This will probably be a little repetitive, since it covers most of the same material as my lovely wife, but with my more judgmental take. First, a particular thank you to Dave for his incredibly good advice regarding blogs, which we have promptly ignored, and Emmett and Aimee for showing how a travel blog can be done.
Our first impressions of Calgary are magical: we arrive to clear skies and warm temperatures, go to bed, and wake up to snow. The people are friendly and helpful at all times, nothing is a rush, and everything seems well. Even government officials are efficient, courteous and helpful. The landscape is amazing, and the city is spread out giving it a spacious feel.
After a couple of days however, culture shock, both good and bad arrived. First it is the little things that confuse you like making sure you look the right way before crossing the road. Even walking can be a bit tiring because you naturally drift to the left and have to move out of the way. Sales tax is always additional to the advertised price, making everything six percent more difficult to calculate and twenty percent more frustrating.
The most alien thing so far are Canadian cell phones. Canada is locked in the stone age of cell phones, where man rode dinosaurs while talking on analogue phones. Charging for calls received is standard, most pre pay plans still charge you each day, and plans usually come with additional network access fees (and tax, always tax) over the standard plan cost (and the plan fee gives you basically nothing other than the ability to be charged for receiving calls). In addition, a cell phone number here is a local number, which sounds good, until you realize that leaving the environ of Calgary will make all your calls long distance calls (yes, including the ones you receive).
There are upsides though, such as most things are a little bit cheaper (even factoring in sales tax and conversion rate) or the local mall being the size of a major mall back home.
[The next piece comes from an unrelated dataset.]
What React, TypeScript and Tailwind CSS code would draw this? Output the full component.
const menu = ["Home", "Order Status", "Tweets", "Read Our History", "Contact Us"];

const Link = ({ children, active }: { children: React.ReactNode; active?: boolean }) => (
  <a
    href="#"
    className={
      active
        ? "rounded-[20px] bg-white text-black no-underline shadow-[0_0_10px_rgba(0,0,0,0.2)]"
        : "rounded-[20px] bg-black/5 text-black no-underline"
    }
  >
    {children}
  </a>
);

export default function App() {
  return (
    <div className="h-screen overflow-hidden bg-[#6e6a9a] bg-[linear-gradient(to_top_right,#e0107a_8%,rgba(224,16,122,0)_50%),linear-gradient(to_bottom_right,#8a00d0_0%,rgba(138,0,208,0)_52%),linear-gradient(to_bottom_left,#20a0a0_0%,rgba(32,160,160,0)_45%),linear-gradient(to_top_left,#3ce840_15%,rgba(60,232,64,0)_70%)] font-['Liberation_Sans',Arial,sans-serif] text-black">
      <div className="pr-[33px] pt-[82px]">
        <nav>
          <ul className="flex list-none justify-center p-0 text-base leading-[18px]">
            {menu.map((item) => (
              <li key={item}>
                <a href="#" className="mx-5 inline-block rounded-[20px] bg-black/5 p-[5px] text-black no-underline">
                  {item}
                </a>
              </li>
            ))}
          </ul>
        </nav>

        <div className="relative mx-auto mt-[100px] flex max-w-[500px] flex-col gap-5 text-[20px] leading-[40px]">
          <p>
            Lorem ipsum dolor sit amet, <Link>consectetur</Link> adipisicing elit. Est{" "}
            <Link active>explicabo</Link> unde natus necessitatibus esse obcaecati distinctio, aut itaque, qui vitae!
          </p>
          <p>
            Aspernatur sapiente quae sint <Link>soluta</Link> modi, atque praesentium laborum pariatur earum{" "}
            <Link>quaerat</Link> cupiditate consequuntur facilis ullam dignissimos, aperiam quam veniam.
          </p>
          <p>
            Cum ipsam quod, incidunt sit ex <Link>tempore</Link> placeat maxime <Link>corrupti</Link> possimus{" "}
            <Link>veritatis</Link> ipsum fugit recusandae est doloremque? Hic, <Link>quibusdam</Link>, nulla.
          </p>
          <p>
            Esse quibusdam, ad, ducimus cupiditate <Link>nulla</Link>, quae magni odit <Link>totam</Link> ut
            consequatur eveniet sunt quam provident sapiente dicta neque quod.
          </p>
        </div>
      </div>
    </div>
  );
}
The student union center has a full food court (including fast food and normal restaurants), and just about every service you might need (including a comic store, and a second hand book store, two things very high on my list of needed things at a uni). The Canadians also have somewhat whimsical streak at times, with the dollar being affectionately referred to as the Loonie.
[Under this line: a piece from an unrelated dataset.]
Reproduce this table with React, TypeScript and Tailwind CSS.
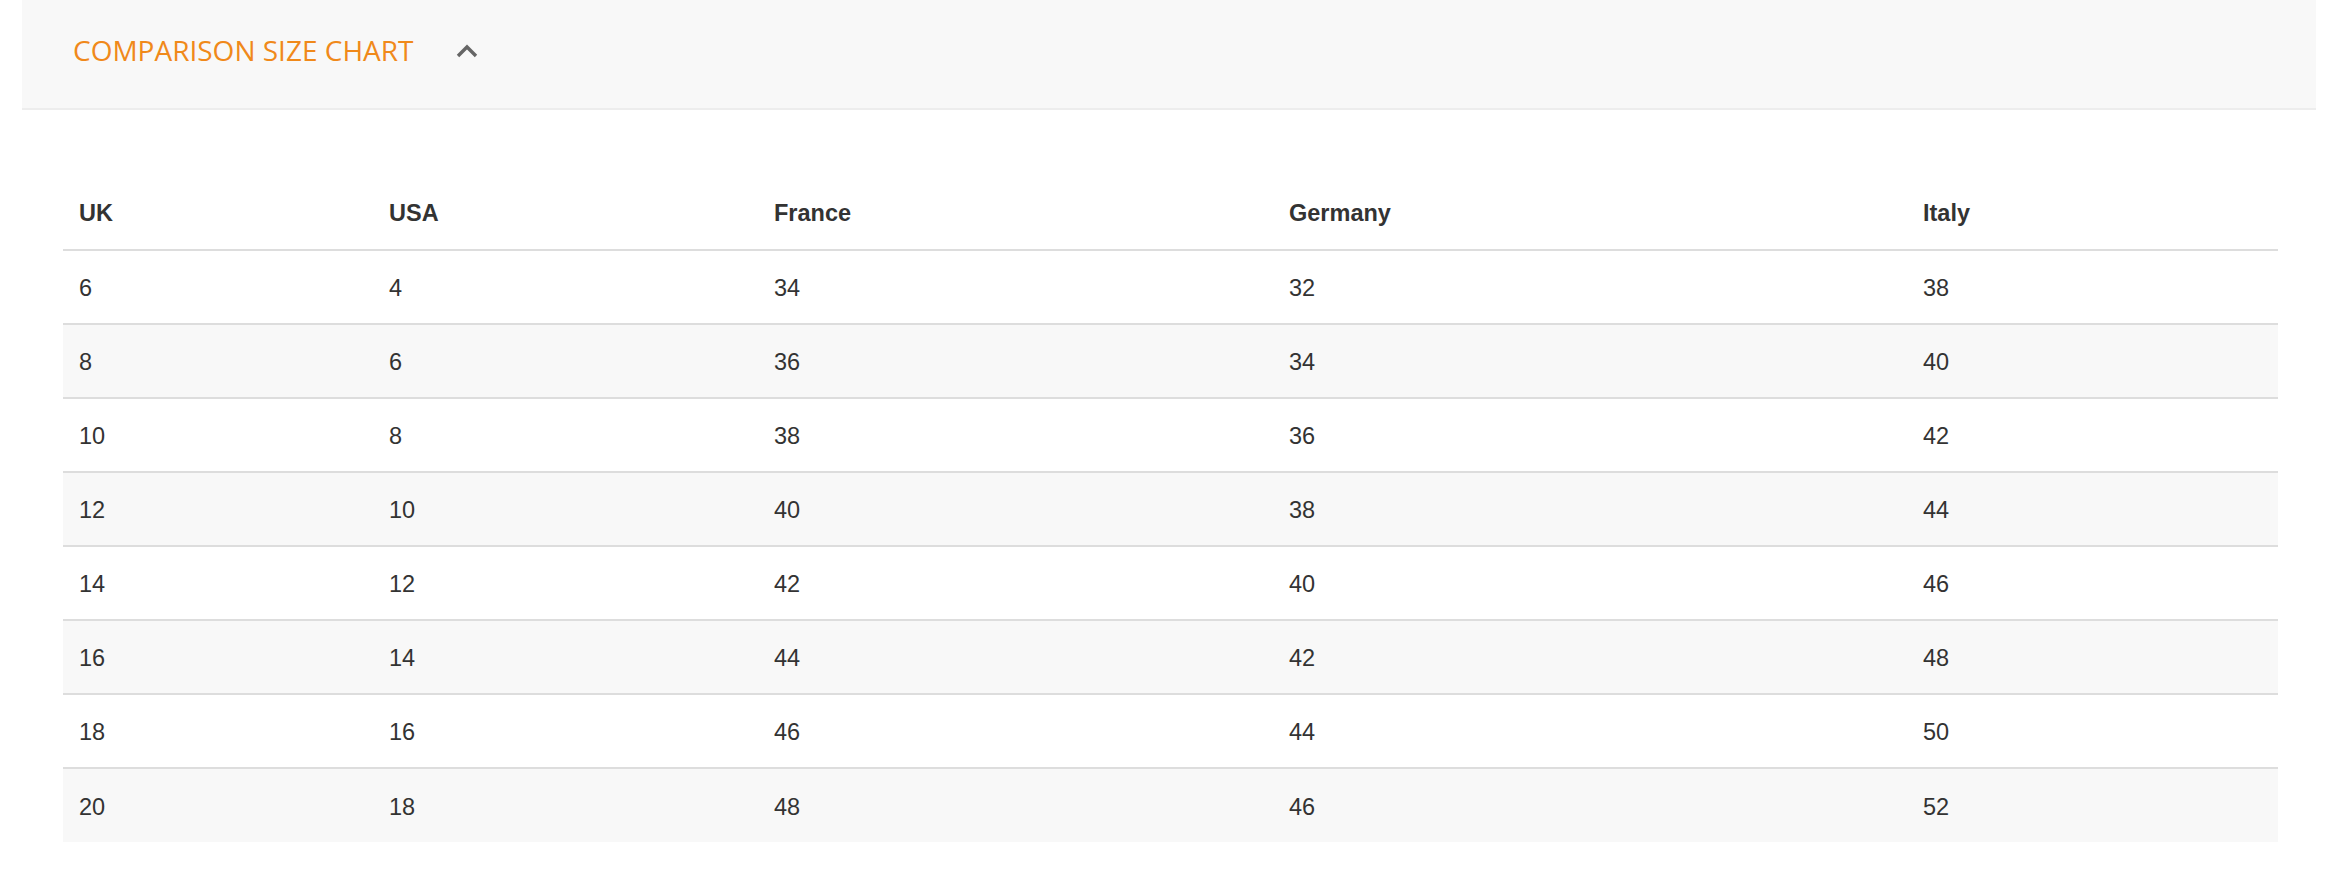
const headers = ['UK', 'USA', 'France', 'Germany', 'Italy']

const rows = [
  ['6', '4', '34', '32', '38'],
  ['8', '6', '36', '34', '40'],
  ['10', '8', '38', '36', '42'],
  ['12', '10', '40', '38', '44'],
  ['14', '12', '42', '40', '46'],
  ['16', '14', '44', '42', '48'],
  ['18', '16', '46', '44', '50'],
  ['20', '18', '48', '46', '52'],
]

// column widths read off the reference
const colWidths = ['w-[310px]', 'w-[385px]', 'w-[515px]', 'w-[634px]', 'w-auto']

export default function App() {
  return (
    <main className="min-h-screen bg-white">
      <div className="ml-[22px] mr-[12px]">
        {/* Accordion header */}
        <button
          type="button"
          className="flex h-[110px] w-full items-center gap-[43px] border-b-2 border-[#ededed] bg-[#f8f8f8] pb-[8px] pl-[51px] text-left"
        >
          <span className="font-['Open_Sans',sans-serif] text-[28px] font-normal text-[#f0891a]">
            COMPARISON SIZE CHART
          </span>
          <svg width="22" height="14" viewBox="0 0 22 14" className="mt-[1px]">
            <polyline points="2,12 11,3 20,12" fill="none" stroke="#666" strokeWidth="3.4" />
          </svg>
        </button>

        {/* Size table */}
        <div className="pl-[41px] pr-[38px] pt-[66px]">
          <table className="w-full border-collapse font-['Liberation_Sans',Arial,sans-serif] text-[23.5px] text-[#333]">
            <thead>
              <tr className="h-[74px]">
                {headers.map((h, i) => (
                  <th key={h} className={`${colWidths[i]} px-[16px] pt-[3px] text-left font-bold`}>
                    {h}
                  </th>
                ))}
              </tr>
            </thead>
            <tbody>
              {rows.map((r, ri) => (
                <tr
                  key={ri}
                  className={`h-[74px] border-t-2 border-[#dddddd] ${ri % 2 === 1 ? 'bg-[#f8f8f8]' : 'bg-white'}`}
                >
                  {r.map((c, ci) => (
                    <td key={ci} className="px-[16px] pt-[4px] align-middle">
                      {c}
                    </td>
                  ))}
                </tr>
              ))}
            </tbody>
          </table>
        </div>
      </div>
    </main>
  )
}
So the preliminary verdict is Canada is a pretty good place to be. This week however brings starting job proper, so we’ll see how things go.
2 comments:
I may have been misinformed, but IIRC the Loonie has something do to with the duck that appears/used to appear on the dollar bill? It could have been some Canadian pulling my chain though!
Hey Ms Telle and Mr James!
Glad to hear you guys are starting to find your feet in Canada.
The cell phone thing sounds absolutely crazy - would it be cheaper just to use your Australian mobiles on Global roaming?